There is so much more I have to be grateful for when it comes to you, but I’ll keep this short. I love you so much Romell and can’t wait to see where our next journey takes us (Loyola!). I am so grateful to be your crazy partner in this crazy world.

 

 

 

 

 

 

 

 

 

5,280 feet

Day 2! This day serves as a letter to my beautiful home, Denver, Colorado.

Dear Colorado,

You may seem like a strange place to represent, but I am forever grateful to call Denver, Colorado my home. When I tell people of you, they often mention skiing, or legalizing weed, but there is so much more to you. I think of our small, but high skyline that seems to touch the always blue sky, or the beautiful, dense, Rocky Mountains, which hide away memories of my childhood.

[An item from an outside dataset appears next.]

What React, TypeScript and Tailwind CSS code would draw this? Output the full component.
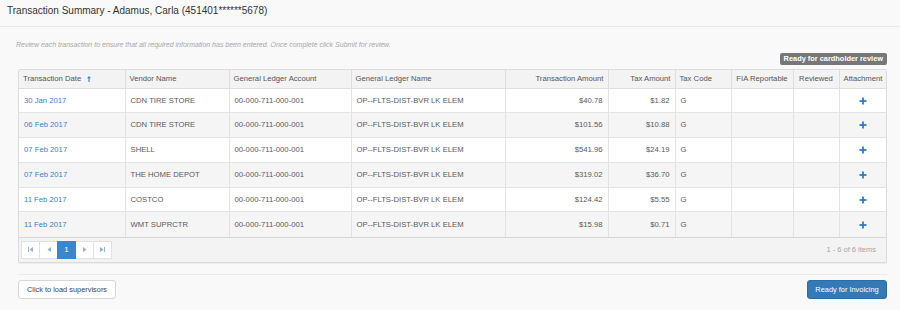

Every happy memory that has kept me focused and grounded in the beautiful state of Illinois is a product of Colorado living. Chicago is a bustling, diverse city, with unlimited amounts of things to do on any given day. But nothing beats you, Colorado, with miles of lush, green forest, and high, rushing rivers with children diving headfirst. In many ways, Colorado is a branch of a simpler life. As a child, it pushed me to look for “bigger” things, but it now serves as a reminder of balance: I can seek ambition while also focus on my self-care and happiness. Colorado is a consistent reminder of that. And, as cliché as it might sound, I have never felt more of God’s presence than when I am overlooking what seems like thousands of miles of country, so high that one step will send you crashing back to Earth. You lift your arms and feel like you can squeeze a cloud, feel the heat of the sun. I’ve never been anywhere else that evokes the same feeling.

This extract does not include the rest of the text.